▶ YOUR TASK: Can you transcribe the data exactly? Leave the pictures out.

☆ ☆ ☆ ☆

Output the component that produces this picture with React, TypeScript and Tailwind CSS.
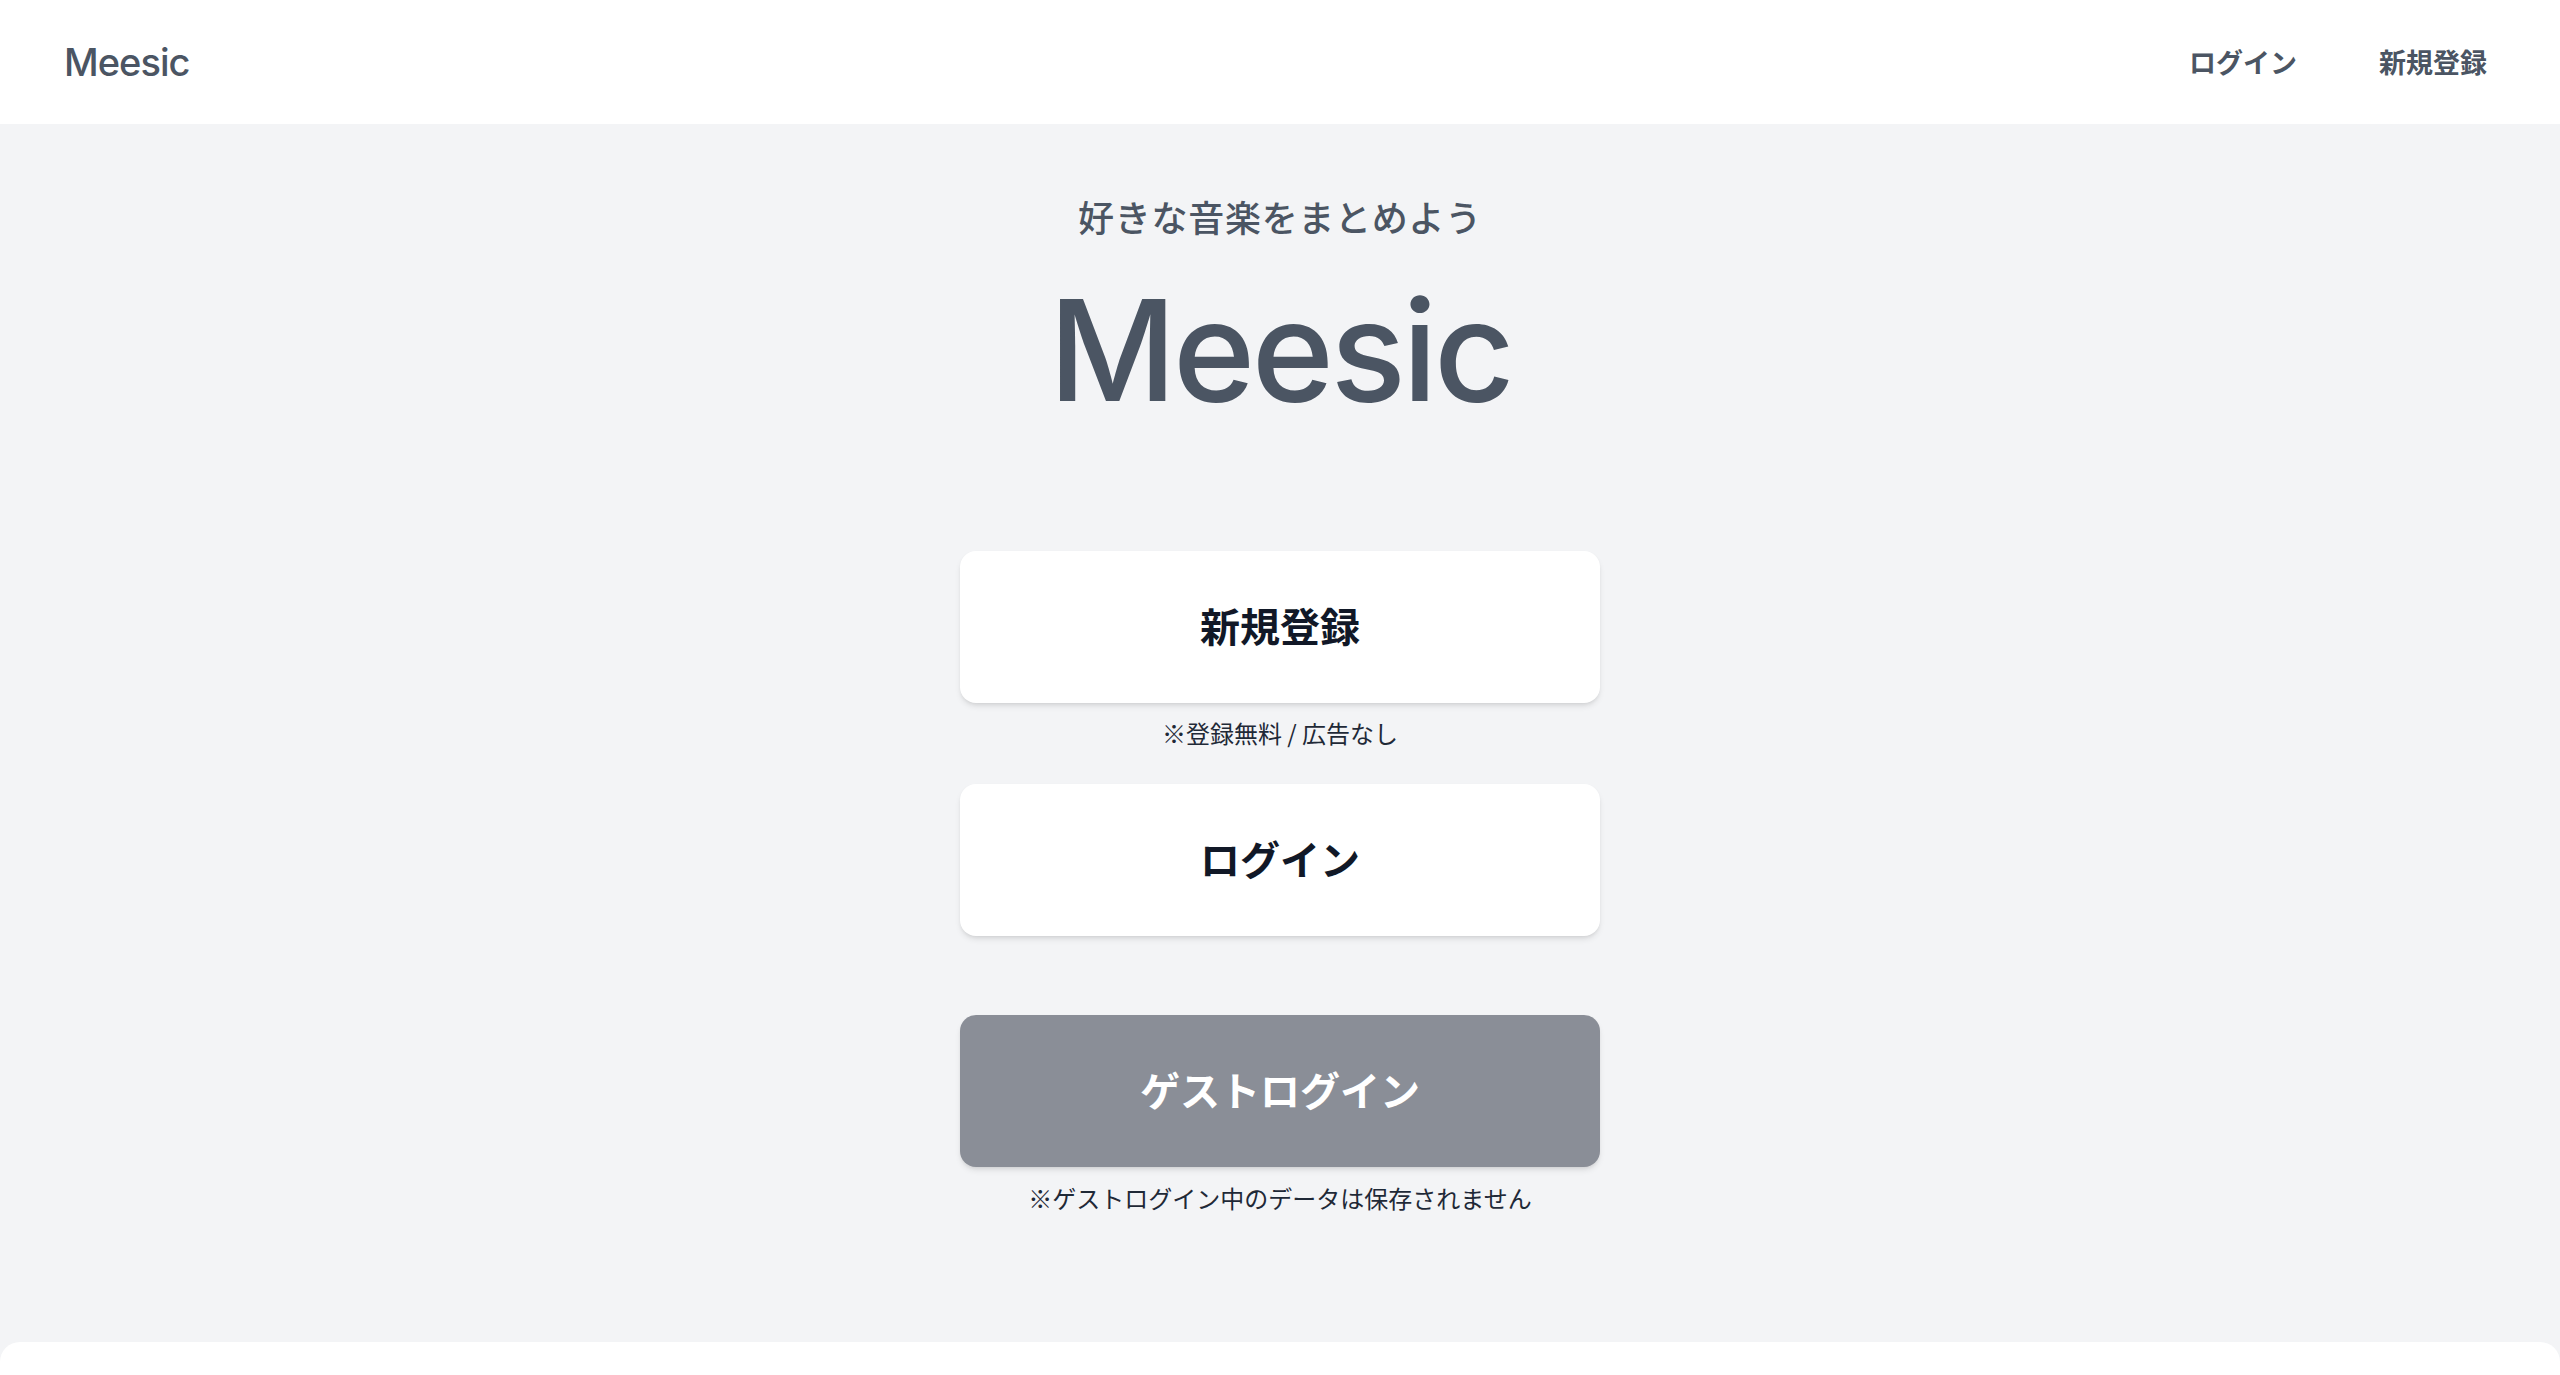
import React from "react";

const jp = { fontFamily: '"Noto Sans CJK JP", "Noto Sans", sans-serif' };
const latin = { fontFamily: 'Inter, "Noto Sans", sans-serif' };

export default function App() {
  return (
    <div className="min-h-screen bg-[#f3f4f6]" style={jp}>
      <header className="flex h-[124px] items-center justify-between bg-white pl-[64px] pr-[73px]">
        <div className="text-[38px] font-medium tracking-tight text-[#4b5563]" style={latin}>
          Meesic
        </div>
        <nav className="flex items-center gap-[82px] text-[27px] font-semibold text-[#4b5563]">
          <a>ログイン</a>
          <a>新規登録</a>
        </nav>
      </header>

      <main className="flex flex-col items-center pt-[72px] pb-[130px]">
        <p className="text-[36px] leading-[40px] font-medium tracking-[0.02em] text-[#4b5563]">
          好きな音楽をまとめよう
        </p>
        <h1
          className="mt-[44px] text-[140px] leading-none font-medium tracking-tight text-[#4b5563]"
          style={latin}
        >
          Meesic
        </h1>

        <button className="mt-[131px] flex h-[152px] w-[640px] items-center justify-center rounded-2xl bg-white pb-[4px] text-[40px] font-bold text-[#111827] shadow-md">
          新規登録
        </button>
        <p className="mt-[16px] text-[24px] leading-[28px] text-[#1f2937]">※登録無料 / 広告なし</p>

        <button className="mt-[37px] flex h-[152px] w-[640px] items-center justify-center rounded-2xl bg-white pb-[4px] text-[40px] font-bold text-[#111827] shadow-md">
          ログイン
        </button>

        <button className="mt-[79px] flex h-[152px] w-[640px] items-center justify-center rounded-2xl bg-[#8a8e97] pb-[4px] text-[40px] font-bold text-white shadow-md">
          ゲストログイン
        </button>
        <p className="mt-[17px] text-[24px] leading-[28px] text-[#1f2937]">
          ※ゲストログイン中のデータは保存されません
        </p>
      </main>

      <footer className="h-[240px] rounded-t-[20px] bg-white"></footer>
    </div>
  );
}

☆ ☆ ☆ ☆

▶ FULL SOLUTION:
Output the component that produces this picture with React, TypeScript and Tailwind CSS.
import React from "react";

const jp = { fontFamily: '"Noto Sans CJK JP", "Noto Sans", sans-serif' };
const latin = { fontFamily: 'Inter, "Noto Sans", sans-serif' };

export default function App() {
  return (
    <div className="min-h-screen bg-[#f3f4f6]" style={jp}>
      <header className="flex h-[124px] items-center justify-between bg-white pl-[64px] pr-[73px]">
        <div className="text-[38px] font-medium tracking-tight text-[#4b5563]" style={latin}>
          Meesic
        </div>
        <nav className="flex items-center gap-[82px] text-[27px] font-semibold text-[#4b5563]">
          <a>ログイン</a>
          <a>新規登録</a>
        </nav>
      </header>

      <main className="flex flex-col items-center pt-[72px] pb-[130px]">
        <p className="text-[36px] leading-[40px] font-medium tracking-[0.02em] text-[#4b5563]">
          好きな音楽をまとめよう
        </p>
        <h1
          className="mt-[44px] text-[140px] leading-none font-medium tracking-tight text-[#4b5563]"
          style={latin}
        >
          Meesic
        </h1>

        <button className="mt-[131px] flex h-[152px] w-[640px] items-center justify-center rounded-2xl bg-white pb-[4px] text-[40px] font-bold text-[#111827] shadow-md">
          新規登録
        </button>
        <p className="mt-[16px] text-[24px] leading-[28px] text-[#1f2937]">※登録無料 / 広告なし</p>

        <button className="mt-[37px] flex h-[152px] w-[640px] items-center justify-center rounded-2xl bg-white pb-[4px] text-[40px] font-bold text-[#111827] shadow-md">
          ログイン
        </button>

        <button className="mt-[79px] flex h-[152px] w-[640px] items-center justify-center rounded-2xl bg-[#8a8e97] pb-[4px] text-[40px] font-bold text-white shadow-md">
          ゲストログイン
        </button>
        <p className="mt-[17px] text-[24px] leading-[28px] text-[#1f2937]">
          ※ゲストログイン中のデータは保存されません
        </p>
      </main>

      <footer className="h-[240px] rounded-t-[20px] bg-white"></footer>
    </div>
  );
}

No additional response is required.